Brief:
Quote all entries exactly, leaving pictures aside.

Records with interface code:
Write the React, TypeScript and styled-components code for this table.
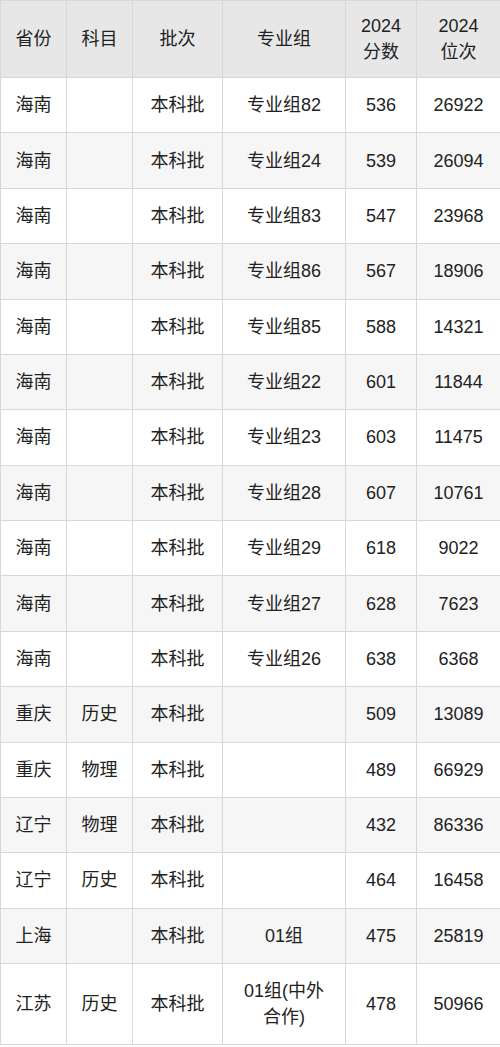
import React from "react";
import styled, { createGlobalStyle } from "styled-components";

const GlobalStyle = createGlobalStyle`
  html, body {
    margin: 0;
    padding: 0;
    background: #ffffff;
  }
  body {
    font-family: "Liberation Sans", "Noto Sans CJK SC", sans-serif;
    color: #222222;
  }
`;

const Table = styled.table`
  width: 500px;
  table-layout: fixed;
  border-collapse: collapse;
  font-size: 18px;
  line-height: 26px;
`;

const HeadCell = styled.th`
  background: #e7e7e7;
  border: 1px solid #d8d8d8;
  padding: 12px 4px;
  font-weight: normal;
  text-align: center;
  vertical-align: middle;
`;

const Row = styled.tr<{ $striped: boolean }>`
  background: ${(p) => (p.$striped ? "#f6f6f6" : "#ffffff")};
`;

const Cell = styled.td<{ $wide?: boolean }>`
  border: 1px solid #d8d8d8;
  padding: 14.2px ${(p) => (p.$wide ? "17px" : "4px")};
  text-align: center;
  vertical-align: middle;
  word-break: break-all;
`;

const widths = [66, 66, 90, 123, 71, 84];

type Item = [string, string, string, string, string, string];

const rows: Item[] = [
  ["海南", "", "本科批", "专业组82", "536", "26922"],
  ["海南", "", "本科批", "专业组24", "539", "26094"],
  ["海南", "", "本科批", "专业组83", "547", "23968"],
  ["海南", "", "本科批", "专业组86", "567", "18906"],
  ["海南", "", "本科批", "专业组85", "588", "14321"],
  ["海南", "", "本科批", "专业组22", "601", "11844"],
  ["海南", "", "本科批", "专业组23", "603", "11475"],
  ["海南", "", "本科批", "专业组28", "607", "10761"],
  ["海南", "", "本科批", "专业组29", "618", "9022"],
  ["海南", "", "本科批", "专业组27", "628", "7623"],
  ["海南", "", "本科批", "专业组26", "638", "6368"],
  ["重庆", "历史", "本科批", "", "509", "13089"],
  ["重庆", "物理", "本科批", "", "489", "66929"],
  ["辽宁", "物理", "本科批", "", "432", "86336"],
  ["辽宁", "历史", "本科批", "", "464", "16458"],
  ["上海", "", "本科批", "01组", "475", "25819"],
  ["江苏", "历史", "本科批", "01组(中外合作)", "478", "50966"],
];

export default function App() {
  return (
    <>
      <GlobalStyle />
      <Table>
        <colgroup>
          {widths.map((w, i) => (
            <col key={i} style={{ width: w }} />
          ))}
        </colgroup>
        <thead>
          <tr>
            <HeadCell>省份</HeadCell>
            <HeadCell>科目</HeadCell>
            <HeadCell>批次</HeadCell>
            <HeadCell>专业组</HeadCell>
            <HeadCell>
              2024
              <br />
              分数
            </HeadCell>
            <HeadCell>
              2024
              <br />
              位次
            </HeadCell>
          </tr>
        </thead>
        <tbody>
          {rows.map((r, i) => (
            <Row key={i} $striped={i % 2 === 1}>
              {r.map((c, j) => (
                <Cell key={j} $wide={j === 3}>
                  {c}
                </Cell>
              ))}
            </Row>
          ))}
        </tbody>
      </Table>
    </>
  );
}
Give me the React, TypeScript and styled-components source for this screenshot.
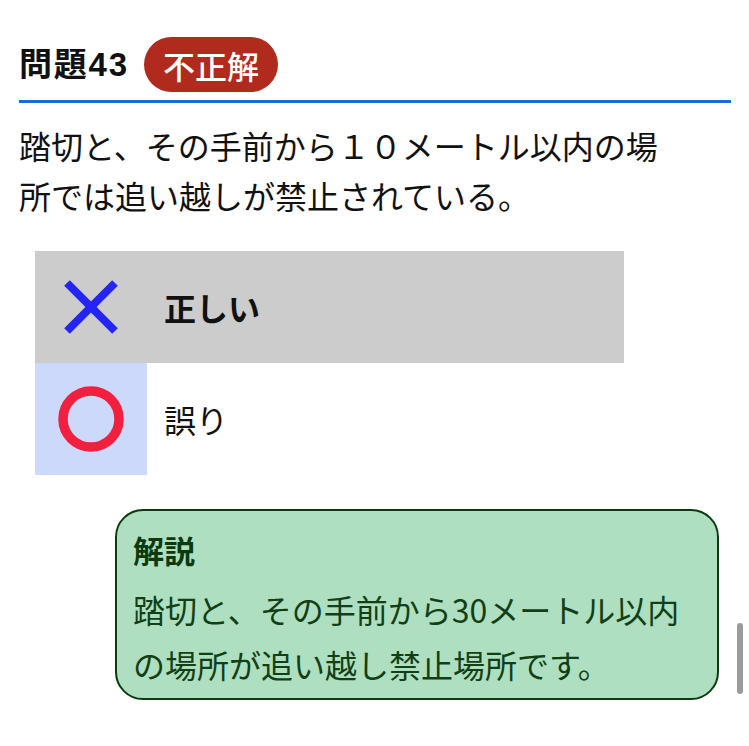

The reply:
Write the React, TypeScript and styled-components code for this table.
import React from "react";
import styled, { createGlobalStyle } from "styled-components";

const GlobalStyle = createGlobalStyle`
  html, body {
    margin: 0;
    padding: 0;
    background: #ffffff;
  }
  body {
    font-family: "Liberation Sans", "Noto Sans CJK SC", sans-serif;
    color: #222222;
  }
`;

const Table = styled.table`
  width: 500px;
  table-layout: fixed;
  border-collapse: collapse;
  font-size: 18px;
  line-height: 26px;
`;

const HeadCell = styled.th`
  background: #e7e7e7;
  border: 1px solid #d8d8d8;
  padding: 12px 4px;
  font-weight: normal;
  text-align: center;
  vertical-align: middle;
`;

const Row = styled.tr<{ $striped: boolean }>`
  background: ${(p) => (p.$striped ? "#f6f6f6" : "#ffffff")};
`;

const Cell = styled.td<{ $wide?: boolean }>`
  border: 1px solid #d8d8d8;
  padding: 14.2px ${(p) => (p.$wide ? "17px" : "4px")};
  text-align: center;
  vertical-align: middle;
  word-break: break-all;
`;

const widths = [66, 66, 90, 123, 71, 84];

type Item = [string, string, string, string, string, string];

const rows: Item[] = [
  ["海南", "", "本科批", "专业组82", "536", "26922"],
  ["海南", "", "本科批", "专业组24", "539", "26094"],
  ["海南", "", "本科批", "专业组83", "547", "23968"],
  ["海南", "", "本科批", "专业组86", "567", "18906"],
  ["海南", "", "本科批", "专业组85", "588", "14321"],
  ["海南", "", "本科批", "专业组22", "601", "11844"],
  ["海南", "", "本科批", "专业组23", "603", "11475"],
  ["海南", "", "本科批", "专业组28", "607", "10761"],
  ["海南", "", "本科批", "专业组29", "618", "9022"],
  ["海南", "", "本科批", "专业组27", "628", "7623"],
  ["海南", "", "本科批", "专业组26", "638", "6368"],
  ["重庆", "历史", "本科批", "", "509", "13089"],
  ["重庆", "物理", "本科批", "", "489", "66929"],
  ["辽宁", "物理", "本科批", "", "432", "86336"],
  ["辽宁", "历史", "本科批", "", "464", "16458"],
  ["上海", "", "本科批", "01组", "475", "25819"],
  ["江苏", "历史", "本科批", "01组(中外合作)", "478", "50966"],
];

export default function App() {
  return (
    <>
      <GlobalStyle />
      <Table>
        <colgroup>
          {widths.map((w, i) => (
            <col key={i} style={{ width: w }} />
          ))}
        </colgroup>
        <thead>
          <tr>
            <HeadCell>省份</HeadCell>
            <HeadCell>科目</HeadCell>
            <HeadCell>批次</HeadCell>
            <HeadCell>专业组</HeadCell>
            <HeadCell>
              2024
              <br />
              分数
            </HeadCell>
            <HeadCell>
              2024
              <br />
              位次
            </HeadCell>
          </tr>
        </thead>
        <tbody>
          {rows.map((r, i) => (
            <Row key={i} $striped={i % 2 === 1}>
              {r.map((c, j) => (
                <Cell key={j} $wide={j === 3}>
                  {c}
                </Cell>
              ))}
            </Row>
          ))}
        </tbody>
      </Table>
    </>
  );
}
Give me the React, TypeScript and styled-components source for this screenshot.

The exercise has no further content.